It matters because every recommendation downstream eventually has to be cited back to a specific line in a specific estimate, on a specific platform, written by a specific estimator on a specific date. Without that audit trail, the estimator cannot verify the finding, the appraiser cannot review it, and the shop cannot defend it. Most generic AI tools normalize early and lose the source. The Shop Logic Layer normalizes alongside the source, never instead of it. Mitchell Connect automation done well is not a parser. It is a structured representation of the file that survives every later step and can always be cited back.
5. Layer 2, Rule Logic
The Rule Logic Layer applies the deterministic rules of estimating before any AI is involved. These are the rules that should never be hallucinated and never be guessed. Jurisdiction rules. Insurer and program rules, including MPI estimating rules, SGI estimating rules, US DRP program rules, and per-carrier expectations. Labor category rules. Refinish logic across blend, full, edge to edge, two-tone, and adjacent-panel handling. Non-reusable parts. Overlap and included-operations checks. Supplement-eligibility logic. Repair versus replace contradictions on the same panel.

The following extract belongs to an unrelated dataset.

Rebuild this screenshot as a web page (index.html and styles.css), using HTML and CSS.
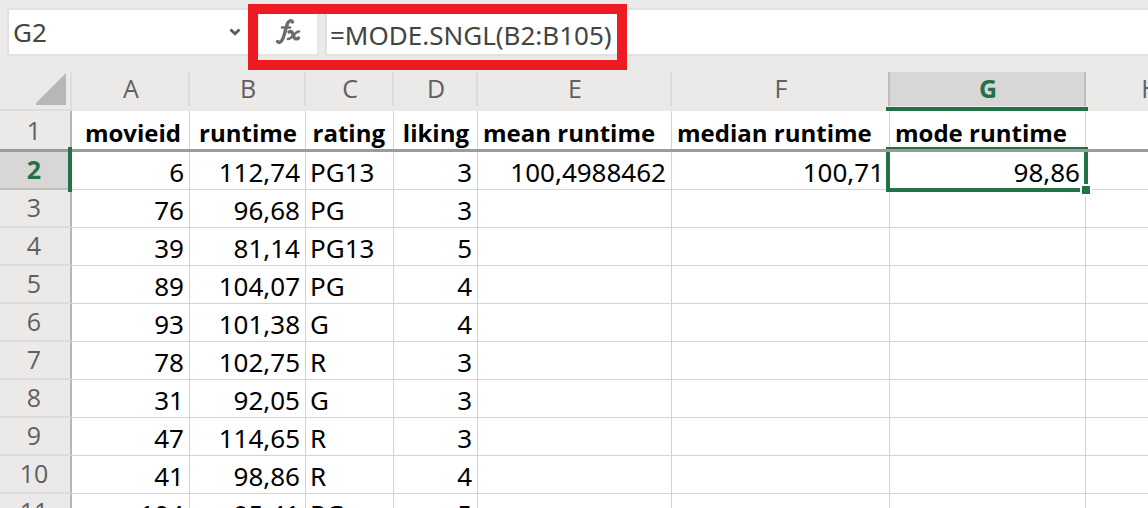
FILE: index.html
```html
<!DOCTYPE html>
<html lang="en">
<head>
<meta charset="utf-8">
<title>Movie runtimes</title>
<link rel="stylesheet" href="styles.css">
</head>
<body>
<div class="app">
  <form class="formula-bar">
    <div class="name-box">
      <input class="name-input" type="text" value="G2" aria-label="Name box">
      <button class="name-toggle" type="button" aria-label="Show names">
        <svg width="12" height="8" viewBox="0 0 12 8"><path d="M1.500 1.500 6 5.800l4.500-4.300" fill="none" stroke="#5c5c5c" stroke-width="2.800"/></svg>
      </button>
    </div>
    <button class="fx-button" type="button" aria-label="Insert function">
      <svg width="26" height="28" viewBox="0 0 26 28" fill="none" stroke="#6b6c70" stroke-linecap="round">
        <path d="M17.500 4C16.500 1.800 13.800 2.500 12.500 5.500C11 9 10 15 8.300 19.500C6.800 24 4.500 25.500 2.500 23.500" stroke-width="3.400"/>
        <path d="M7 9.500H15" stroke-width="2.400"/>
        <path d="M14 14C16.500 12.500 17.500 14.500 18.200 17C19 20.500 20.500 22 23.500 20" stroke-width="3.400"/>
        <path d="M24 13.500C20.500 13 17 21 13 21" stroke-width="2.600"/>
      </svg>
    </button>
    <input class="formula-input" type="text" value="=MODE.SNGL(B2:B105)" aria-label="Formula">
    <span class="highlight"></span>
  </form>
  <div class="sheet">
    <table class="grid">
      <colgroup><col class="c-row"><col class="c-a"><col class="c-b"><col class="c-c"><col class="c-d"><col class="c-e"><col class="c-f"><col class="c-g"><col class="c-h"></colgroup>
      <thead>
        <tr>
          <th class="corner"><svg width="30" height="32" viewBox="0 0 30 32"><path d="M30 0V32H0V30Z" fill="#b7b7b7"/></svg></th>
          <th>A</th><th>B</th><th>C</th><th>D</th><th>E</th><th class="before">F</th><th class="active">G</th><th>H</th>
        </tr>
      </thead>
      <tbody>
        <tr class="titles"><th>1</th><td class="num">movieid</td><td class="num">runtime</td><td class="num">rating</td><td class="num">liking</td><td>mean runtime</td><td>median runtime</td><td>mode runtime</td><td></td></tr>
        <tr><th class="active">2</th><td class="num">6</td><td class="num">112,74</td><td>PG13</td><td class="num">3</td><td class="num">100,4988462</td><td class="num">100,71</td><td class="num selected">98,86<span class="selection"><span class="handle"></span></span></td><td></td></tr>
        <tr><th>3</th><td class="num">76</td><td class="num">96,68</td><td>PG</td><td class="num">3</td><td></td><td></td><td></td><td></td></tr>
        <tr><th>4</th><td class="num">39</td><td class="num">81,14</td><td>PG13</td><td class="num">5</td><td></td><td></td><td></td><td></td></tr>
        <tr><th>5</th><td class="num">89</td><td class="num">104,07</td><td>PG</td><td class="num">4</td><td></td><td></td><td></td><td></td></tr>
        <tr><th>6</th><td class="num">93</td><td class="num">101,38</td><td>G</td><td class="num">4</td><td></td><td></td><td></td><td></td></tr>
        <tr><th>7</th><td class="num">78</td><td class="num">102,75</td><td>R</td><td class="num">3</td><td></td><td></td><td></td><td></td></tr>
        <tr><th>8</th><td class="num">31</td><td class="num">92,05</td><td>G</td><td class="num">3</td><td></td><td></td><td></td><td></td></tr>
        <tr><th>9</th><td class="num">47</td><td class="num">114,65</td><td>R</td><td class="num">3</td><td></td><td></td><td></td><td></td></tr>
        <tr><th>10</th><td class="num">41</td><td class="num">98,86</td><td>R</td><td class="num">4</td><td></td><td></td><td></td><td></td></tr>
        <tr><th>11</th><td class="num">104</td><td class="num">95,41</td><td>PG</td><td class="num">5</td><td></td><td></td><td></td><td></td></tr>
      </tbody>
    </table>
  </div>
</div>
</body>
</html>
```
FILE: styles.css
```css
* { box-sizing: border-box; }

body {
  margin: 0;
  background: #ebeae9;
  font-family: "Noto Sans", "Open Sans", sans-serif;
  font-size: 26px;
  color: #000;
}

.app {
  display: flex;
  flex-direction: column;
  height: 100vh;
  overflow: hidden;
}

.formula-bar {
  position: relative;
  display: flex;
  flex: none;
  gap: 6px;
  padding: 8px 0 16px 7px;
}

input, button {
  margin: 0;
  border: 0;
  background: #fff;
  font: inherit;
  color: #444;
}

.name-box {
  display: flex;
  width: 244px;
  height: 48px;
  border: 2px solid #e1e1e1;
  background: #fff;
}

.name-input {
  flex: 1;
  min-width: 0;
  padding: 0 4px;
}

.name-toggle {
  width: 24px;
  padding: 0 4px 0 0;
  display: flex;
  align-items: center;
  justify-content: center;
}

.fx-button {
  width: 62px;
  height: 48px;
  padding: 0;
  border: 2px solid #e4e4e4;
  display: flex;
  align-items: center;
  justify-content: center;
}

.formula-input {
  flex: 1;
  min-width: 0;
  height: 48px;
  padding: 6px 3px 0;
  border: 2px solid #e1e1e1;
  border-right: 0;
}

.highlight {
  position: absolute;
  left: 248px;
  top: 4px;
  width: 379px;
  height: 66px;
  border: 10px solid #ed1c24;
  pointer-events: none;
}

.sheet {
  flex: 1;
  min-height: 0;
  overflow: hidden;
}

.grid {
  width: 1215px;
  table-layout: fixed;
  border-collapse: separate;
  border-spacing: 0;
}

.c-row { width: 72px; }
.c-a { width: 118px; }
.c-b { width: 116px; }
.c-c { width: 88px; }
.c-d { width: 84px; }
.c-e { width: 194px; }
.c-f { width: 218px; }
.c-g { width: 196px; }
.c-h { width: 129px; }

th {
  padding: 0;
  font-family: "Open Sans", "Noto Sans", sans-serif;
  font-size: 25px;
  font-weight: 400;
  color: #606060;
}

thead th {
  height: 39px;
  padding-bottom: 6px;
  line-height: 33px;
  background: linear-gradient(#dcdcdc, #dcdcdc) right top / 2px 34px no-repeat;
}

thead .corner {
  padding: 0 4px 3px 0;
  border-right: 2px solid #dcdcdc;
  border-bottom: 2px solid #dcdcdc;
  background: none;
  text-align: right;
  line-height: 0;
}

thead .before { background-image: linear-gradient(#bdbdbd, #bdbdbd); }

thead .active {
  position: relative;
  background:
    linear-gradient(#bdbdbd, #bdbdbd) right top / 2px 34px no-repeat,
    linear-gradient(#d8d7d6, #d8d7d6) left top / 100% 34px no-repeat;
}

thead .active::after {
  content: "";
  position: absolute;
  left: -4px;
  right: -2px;
  bottom: 0;
  height: 4px;
  background: #217346;
}

.active {
  color: #217346;
  font-weight: 700;
}

tbody th {
  height: 38px;
  padding: 0 2px 2px 0;
  border-right: 2px solid #b5b5b5;
  border-bottom: 2px solid #dcdcdc;
  line-height: 34px;
}

tbody .active {
  position: relative;
  background: #d8d7d6;
  border-bottom-color: #bfbfbf;
}

tbody .active::after {
  content: "";
  position: absolute;
  top: -5px;
  right: -2px;
  bottom: -4px;
  width: 4px;
  background: #217346;
}

td {
  height: 38px;
  padding: 3px 5px 0 4px;
  border-right: 1px solid #d4d4d4;
  border-bottom: 1px solid #d4d4d4;
  background: #fff;
  line-height: 34px;
  white-space: nowrap;
}

.num { text-align: right; }

.titles th, .titles td {
  position: relative;
  height: 41px;
  border-bottom: 0;
}

.titles th { padding-bottom: 4px; }

.titles td {
  padding-left: 5px;
  font-family: "Open Sans", "Noto Sans", sans-serif;
  font-size: 24px;
  font-weight: 700;
}

.titles th::after, .titles td::after {
  content: "";
  position: absolute;
  left: 0;
  right: -2px;
  bottom: 0;
  height: 3px;
  background: #9b9b9b;
}

.titles .num { padding-right: 8px; }

.selected { position: relative; }

.selection {
  position: absolute;
  top: 0;
  left: -4px;
  right: -3px;
  bottom: -3px;
  border: 4px solid #217346;
  border-top: 0;
}

.selection::before {
  content: "";
  position: absolute;
  top: -5px;
  left: -4px;
  right: -4px;
  height: 2px;
  background: #217346;
}

.handle {
  position: absolute;
  right: -8px;
  bottom: -8px;
  width: 12px;
  height: 12px;
  border: 2px solid #fff;
  background: #217346;
}
```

These rules are code, not prompts. They run on the structured representation produced by the Source Truth Layer. They produce findings with specific line citations, specific rule references, and specific financial impact. Rule Logic is also where most of the value of estimate compliance lives. Files that pass through a clean Rule Logic Layer arrive at the appraiser with the contradictions already resolved, which is the part that actually shortens cycle time and reduces supplements.
6. Layer 3, Procedure Evidence
The Procedure Evidence Layer connects findings to the underlying OEM procedure, ADAS trigger, repair operation, and documentation requirement. This is the layer that turns a rule finding into a defensible position. A bumper R&I on a VIN with a forward-facing radar is not just a Rule Logic alert. It is a specific OEM procedure ID, a specific calibration trigger, a specific list of required pre- and post-repair scan operations, and a specific documentation package the program expects.

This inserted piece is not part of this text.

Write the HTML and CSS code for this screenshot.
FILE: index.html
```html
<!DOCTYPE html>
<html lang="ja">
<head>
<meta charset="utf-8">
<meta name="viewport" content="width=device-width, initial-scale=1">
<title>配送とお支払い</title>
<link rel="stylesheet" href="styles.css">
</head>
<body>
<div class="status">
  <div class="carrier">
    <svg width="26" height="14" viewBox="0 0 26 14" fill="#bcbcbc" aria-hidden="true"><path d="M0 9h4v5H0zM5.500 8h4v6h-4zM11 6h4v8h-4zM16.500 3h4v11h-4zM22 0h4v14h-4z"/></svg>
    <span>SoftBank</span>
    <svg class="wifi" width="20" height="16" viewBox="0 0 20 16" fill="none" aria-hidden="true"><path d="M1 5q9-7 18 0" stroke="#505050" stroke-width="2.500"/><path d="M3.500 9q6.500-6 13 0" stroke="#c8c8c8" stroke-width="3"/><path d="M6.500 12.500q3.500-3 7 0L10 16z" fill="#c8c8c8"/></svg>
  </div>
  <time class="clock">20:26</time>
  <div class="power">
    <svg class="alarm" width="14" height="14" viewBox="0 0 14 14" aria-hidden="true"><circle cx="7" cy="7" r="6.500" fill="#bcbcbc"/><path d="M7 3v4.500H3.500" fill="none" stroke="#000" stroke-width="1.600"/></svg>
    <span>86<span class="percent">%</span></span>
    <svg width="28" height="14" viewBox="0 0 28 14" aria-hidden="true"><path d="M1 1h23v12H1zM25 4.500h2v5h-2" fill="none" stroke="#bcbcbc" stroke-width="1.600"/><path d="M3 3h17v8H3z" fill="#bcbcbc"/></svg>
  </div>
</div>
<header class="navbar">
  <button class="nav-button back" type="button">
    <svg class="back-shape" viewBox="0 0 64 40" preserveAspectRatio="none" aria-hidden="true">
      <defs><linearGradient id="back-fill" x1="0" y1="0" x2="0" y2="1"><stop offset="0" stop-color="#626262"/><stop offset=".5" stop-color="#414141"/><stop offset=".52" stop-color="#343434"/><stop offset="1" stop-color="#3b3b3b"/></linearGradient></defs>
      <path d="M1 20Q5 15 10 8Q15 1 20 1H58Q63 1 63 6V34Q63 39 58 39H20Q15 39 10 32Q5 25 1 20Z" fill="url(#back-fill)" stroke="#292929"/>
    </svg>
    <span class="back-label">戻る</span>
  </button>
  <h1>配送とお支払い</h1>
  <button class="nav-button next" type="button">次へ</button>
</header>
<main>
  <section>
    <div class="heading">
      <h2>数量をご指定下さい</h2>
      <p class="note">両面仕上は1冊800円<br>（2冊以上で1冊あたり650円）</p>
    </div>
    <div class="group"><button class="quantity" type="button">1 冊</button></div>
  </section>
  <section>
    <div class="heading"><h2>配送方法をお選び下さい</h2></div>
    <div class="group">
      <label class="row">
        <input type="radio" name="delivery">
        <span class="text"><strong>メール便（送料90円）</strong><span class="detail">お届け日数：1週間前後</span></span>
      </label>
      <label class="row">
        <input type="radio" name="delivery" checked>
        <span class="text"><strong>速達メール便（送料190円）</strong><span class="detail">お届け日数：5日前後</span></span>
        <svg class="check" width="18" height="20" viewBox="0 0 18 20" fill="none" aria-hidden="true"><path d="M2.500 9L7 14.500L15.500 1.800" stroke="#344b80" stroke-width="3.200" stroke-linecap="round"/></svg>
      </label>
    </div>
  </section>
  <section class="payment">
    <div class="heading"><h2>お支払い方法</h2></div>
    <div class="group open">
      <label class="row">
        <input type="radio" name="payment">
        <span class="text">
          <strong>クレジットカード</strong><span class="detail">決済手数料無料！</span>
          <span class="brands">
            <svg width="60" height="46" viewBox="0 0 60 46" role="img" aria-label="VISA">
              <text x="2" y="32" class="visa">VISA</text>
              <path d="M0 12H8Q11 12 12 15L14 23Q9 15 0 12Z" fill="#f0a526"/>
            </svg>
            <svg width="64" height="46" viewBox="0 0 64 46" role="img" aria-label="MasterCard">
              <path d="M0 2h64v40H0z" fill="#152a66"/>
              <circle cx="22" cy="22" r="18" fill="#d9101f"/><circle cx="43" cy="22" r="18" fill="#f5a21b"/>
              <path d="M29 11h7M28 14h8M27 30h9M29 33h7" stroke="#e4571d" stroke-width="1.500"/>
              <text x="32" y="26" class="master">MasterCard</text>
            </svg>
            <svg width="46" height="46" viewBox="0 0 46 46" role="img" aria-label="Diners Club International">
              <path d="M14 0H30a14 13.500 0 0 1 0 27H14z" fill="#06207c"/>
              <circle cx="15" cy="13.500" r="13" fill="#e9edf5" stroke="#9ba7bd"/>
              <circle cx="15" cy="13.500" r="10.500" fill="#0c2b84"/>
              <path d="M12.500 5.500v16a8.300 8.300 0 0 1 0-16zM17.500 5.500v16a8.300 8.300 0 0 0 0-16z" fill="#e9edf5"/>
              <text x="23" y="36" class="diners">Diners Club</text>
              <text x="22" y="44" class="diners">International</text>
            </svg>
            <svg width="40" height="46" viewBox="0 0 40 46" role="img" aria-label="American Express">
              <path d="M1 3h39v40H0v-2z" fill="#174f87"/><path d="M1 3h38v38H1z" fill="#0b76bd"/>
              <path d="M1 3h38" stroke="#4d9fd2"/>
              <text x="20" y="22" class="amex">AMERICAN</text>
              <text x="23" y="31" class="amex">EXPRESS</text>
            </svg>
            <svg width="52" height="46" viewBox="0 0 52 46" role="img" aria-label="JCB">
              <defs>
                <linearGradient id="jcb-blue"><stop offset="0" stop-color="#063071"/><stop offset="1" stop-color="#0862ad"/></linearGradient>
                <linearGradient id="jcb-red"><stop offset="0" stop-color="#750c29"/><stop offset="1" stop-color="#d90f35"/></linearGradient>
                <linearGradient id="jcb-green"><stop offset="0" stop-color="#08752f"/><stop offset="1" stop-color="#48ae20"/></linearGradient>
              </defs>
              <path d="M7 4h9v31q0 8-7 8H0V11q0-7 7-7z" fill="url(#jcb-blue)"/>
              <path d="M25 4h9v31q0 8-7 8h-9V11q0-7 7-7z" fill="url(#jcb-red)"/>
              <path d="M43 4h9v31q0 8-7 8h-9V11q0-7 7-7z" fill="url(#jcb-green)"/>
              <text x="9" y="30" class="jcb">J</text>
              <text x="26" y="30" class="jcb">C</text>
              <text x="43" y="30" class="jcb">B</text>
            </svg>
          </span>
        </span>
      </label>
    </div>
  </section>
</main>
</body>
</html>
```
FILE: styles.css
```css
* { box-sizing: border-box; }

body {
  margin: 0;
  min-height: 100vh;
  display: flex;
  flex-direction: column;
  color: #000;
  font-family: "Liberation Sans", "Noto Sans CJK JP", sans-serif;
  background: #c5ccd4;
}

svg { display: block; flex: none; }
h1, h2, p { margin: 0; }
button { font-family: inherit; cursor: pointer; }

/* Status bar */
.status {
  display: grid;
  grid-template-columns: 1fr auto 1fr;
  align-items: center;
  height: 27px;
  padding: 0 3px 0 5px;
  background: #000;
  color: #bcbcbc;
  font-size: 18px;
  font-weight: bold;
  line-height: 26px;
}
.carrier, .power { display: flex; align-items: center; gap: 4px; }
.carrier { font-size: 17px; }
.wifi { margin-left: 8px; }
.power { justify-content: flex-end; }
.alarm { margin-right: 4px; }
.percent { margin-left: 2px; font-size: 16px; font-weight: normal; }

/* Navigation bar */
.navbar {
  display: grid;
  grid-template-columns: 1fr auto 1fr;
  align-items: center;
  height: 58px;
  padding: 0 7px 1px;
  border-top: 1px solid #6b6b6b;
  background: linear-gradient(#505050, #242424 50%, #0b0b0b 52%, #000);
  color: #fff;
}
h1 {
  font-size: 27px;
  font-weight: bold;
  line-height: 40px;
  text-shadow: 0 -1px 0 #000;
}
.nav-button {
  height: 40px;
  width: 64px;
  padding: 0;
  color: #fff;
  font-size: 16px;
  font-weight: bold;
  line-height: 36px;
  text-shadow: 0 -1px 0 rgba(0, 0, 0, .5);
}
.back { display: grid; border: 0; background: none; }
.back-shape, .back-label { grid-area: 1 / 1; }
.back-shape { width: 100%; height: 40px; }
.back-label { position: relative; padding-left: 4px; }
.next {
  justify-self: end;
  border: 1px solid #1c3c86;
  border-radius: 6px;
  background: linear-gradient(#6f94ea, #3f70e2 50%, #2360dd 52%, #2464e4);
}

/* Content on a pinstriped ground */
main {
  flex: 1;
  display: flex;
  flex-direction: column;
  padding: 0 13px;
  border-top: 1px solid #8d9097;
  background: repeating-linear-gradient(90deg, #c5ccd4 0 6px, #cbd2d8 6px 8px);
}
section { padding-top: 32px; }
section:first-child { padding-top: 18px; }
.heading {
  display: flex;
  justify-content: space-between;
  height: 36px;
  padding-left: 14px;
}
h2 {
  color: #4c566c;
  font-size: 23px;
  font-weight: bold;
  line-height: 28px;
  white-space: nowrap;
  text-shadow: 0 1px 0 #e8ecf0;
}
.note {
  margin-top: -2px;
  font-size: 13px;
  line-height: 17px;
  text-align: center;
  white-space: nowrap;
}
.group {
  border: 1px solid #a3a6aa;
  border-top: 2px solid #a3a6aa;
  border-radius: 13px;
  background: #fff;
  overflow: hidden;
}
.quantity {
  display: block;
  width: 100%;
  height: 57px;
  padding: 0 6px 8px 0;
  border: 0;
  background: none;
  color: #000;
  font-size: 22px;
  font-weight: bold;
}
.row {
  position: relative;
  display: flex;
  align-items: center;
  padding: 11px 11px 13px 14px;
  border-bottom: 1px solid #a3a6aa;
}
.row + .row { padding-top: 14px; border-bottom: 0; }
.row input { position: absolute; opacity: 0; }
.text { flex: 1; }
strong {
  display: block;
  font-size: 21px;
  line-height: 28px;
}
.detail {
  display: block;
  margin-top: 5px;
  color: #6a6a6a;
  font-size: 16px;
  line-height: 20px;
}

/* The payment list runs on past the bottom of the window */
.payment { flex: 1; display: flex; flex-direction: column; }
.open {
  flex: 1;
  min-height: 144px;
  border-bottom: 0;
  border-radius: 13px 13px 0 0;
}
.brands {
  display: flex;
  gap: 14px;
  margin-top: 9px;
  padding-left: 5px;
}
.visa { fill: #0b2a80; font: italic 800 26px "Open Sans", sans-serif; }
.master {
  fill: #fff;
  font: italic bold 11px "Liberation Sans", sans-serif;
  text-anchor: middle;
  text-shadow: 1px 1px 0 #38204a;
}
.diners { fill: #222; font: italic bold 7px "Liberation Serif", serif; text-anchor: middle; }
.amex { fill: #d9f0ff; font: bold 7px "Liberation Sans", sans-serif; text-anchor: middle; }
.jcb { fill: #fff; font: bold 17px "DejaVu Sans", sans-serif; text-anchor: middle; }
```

ADAS calibration estimating is the clearest case for this layer. Calibration should never be guessed by AI. It should be tied to vehicle data, the specific operation that triggered the requirement, the OEM procedure that defines it, and the evidence on file. The Procedure Evidence Layer maps the trigger to the procedure and surfaces the calibration line, the scan operations, and the documentation requirements before the estimate locks. The OEM remains the source of truth. The system makes that source visible at the moment the writer needs it.
7. Layer 4, Shop Memory
The Shop Memory Layer is what makes the system specific to your shop, your carriers, and your estimators. Every accept, dismiss, edit, denial, approval, and supplement outcome is signal. Shop Memory captures it and uses it to weight future recommendations. Over time, the system understands which lines this carrier has been approving at this shop, which lines have been historically negotiated, and which estimators have a specific pattern of supplements that points back to a missing item at write-up.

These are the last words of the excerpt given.